----- Given material

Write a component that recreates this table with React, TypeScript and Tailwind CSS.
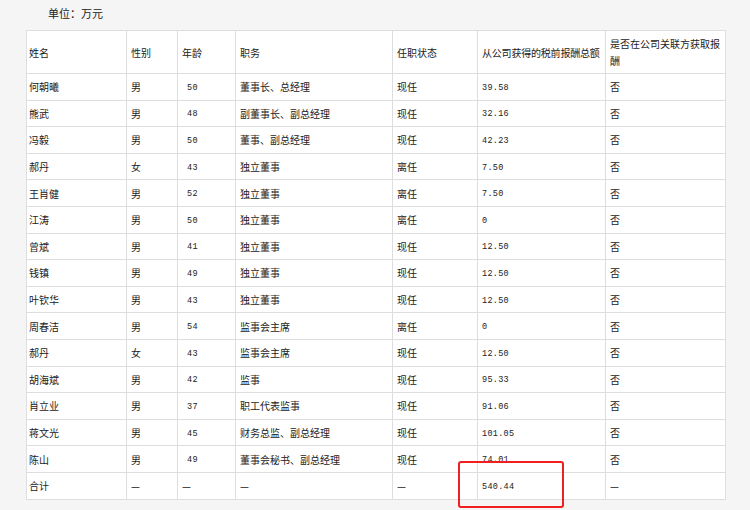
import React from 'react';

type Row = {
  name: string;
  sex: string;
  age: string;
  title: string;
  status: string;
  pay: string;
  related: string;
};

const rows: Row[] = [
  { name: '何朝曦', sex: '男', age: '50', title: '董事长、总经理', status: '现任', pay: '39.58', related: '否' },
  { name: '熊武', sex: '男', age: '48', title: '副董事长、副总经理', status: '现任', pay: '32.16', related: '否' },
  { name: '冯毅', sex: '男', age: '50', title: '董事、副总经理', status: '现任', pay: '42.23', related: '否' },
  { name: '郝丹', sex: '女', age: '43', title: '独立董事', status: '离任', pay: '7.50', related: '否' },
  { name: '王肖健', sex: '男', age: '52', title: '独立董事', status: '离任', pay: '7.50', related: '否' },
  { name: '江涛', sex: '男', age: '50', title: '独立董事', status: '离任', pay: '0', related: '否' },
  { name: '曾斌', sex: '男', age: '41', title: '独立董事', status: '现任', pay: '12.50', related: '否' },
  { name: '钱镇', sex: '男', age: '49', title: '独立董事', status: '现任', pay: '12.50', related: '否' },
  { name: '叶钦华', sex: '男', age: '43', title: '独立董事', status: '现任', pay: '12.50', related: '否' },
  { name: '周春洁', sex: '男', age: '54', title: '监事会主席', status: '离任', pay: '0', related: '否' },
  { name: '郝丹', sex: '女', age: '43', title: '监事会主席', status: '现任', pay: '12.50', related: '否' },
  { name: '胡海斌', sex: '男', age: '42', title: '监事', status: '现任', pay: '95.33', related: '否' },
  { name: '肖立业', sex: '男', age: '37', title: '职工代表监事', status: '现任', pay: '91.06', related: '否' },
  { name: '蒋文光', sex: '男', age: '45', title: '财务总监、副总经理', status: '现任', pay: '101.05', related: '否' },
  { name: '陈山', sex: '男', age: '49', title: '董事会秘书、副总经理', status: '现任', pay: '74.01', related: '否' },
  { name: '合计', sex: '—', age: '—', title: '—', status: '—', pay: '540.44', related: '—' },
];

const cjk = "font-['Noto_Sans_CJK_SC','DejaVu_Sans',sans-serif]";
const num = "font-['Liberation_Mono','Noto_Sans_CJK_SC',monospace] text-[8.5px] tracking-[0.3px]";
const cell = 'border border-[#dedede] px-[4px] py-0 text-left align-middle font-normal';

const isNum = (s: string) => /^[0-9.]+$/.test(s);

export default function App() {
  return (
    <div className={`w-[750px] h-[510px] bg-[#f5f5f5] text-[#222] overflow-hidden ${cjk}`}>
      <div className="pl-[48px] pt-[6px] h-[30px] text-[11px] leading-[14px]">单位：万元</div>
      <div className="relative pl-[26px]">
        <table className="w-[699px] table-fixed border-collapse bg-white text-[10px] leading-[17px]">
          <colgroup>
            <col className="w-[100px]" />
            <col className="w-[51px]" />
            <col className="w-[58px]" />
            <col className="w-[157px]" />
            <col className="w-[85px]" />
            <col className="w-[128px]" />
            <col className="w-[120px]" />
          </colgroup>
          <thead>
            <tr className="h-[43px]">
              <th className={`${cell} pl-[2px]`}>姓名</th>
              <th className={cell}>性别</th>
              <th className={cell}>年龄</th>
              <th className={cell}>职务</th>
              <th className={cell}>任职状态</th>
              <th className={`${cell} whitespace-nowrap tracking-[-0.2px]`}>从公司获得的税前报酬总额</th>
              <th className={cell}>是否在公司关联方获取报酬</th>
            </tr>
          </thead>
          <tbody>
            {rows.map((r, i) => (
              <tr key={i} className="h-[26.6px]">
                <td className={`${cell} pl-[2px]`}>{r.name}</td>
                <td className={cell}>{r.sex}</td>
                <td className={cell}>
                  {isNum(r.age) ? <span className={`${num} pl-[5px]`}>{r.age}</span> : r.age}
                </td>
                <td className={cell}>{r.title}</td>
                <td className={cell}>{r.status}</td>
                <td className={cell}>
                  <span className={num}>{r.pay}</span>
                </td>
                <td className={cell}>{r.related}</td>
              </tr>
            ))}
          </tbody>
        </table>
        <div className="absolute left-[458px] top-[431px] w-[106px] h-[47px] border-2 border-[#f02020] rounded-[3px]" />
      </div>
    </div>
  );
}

----------

Work to do:
Only a number is wanted here: how many lines in the data above include the string "table"?

Final answer:
3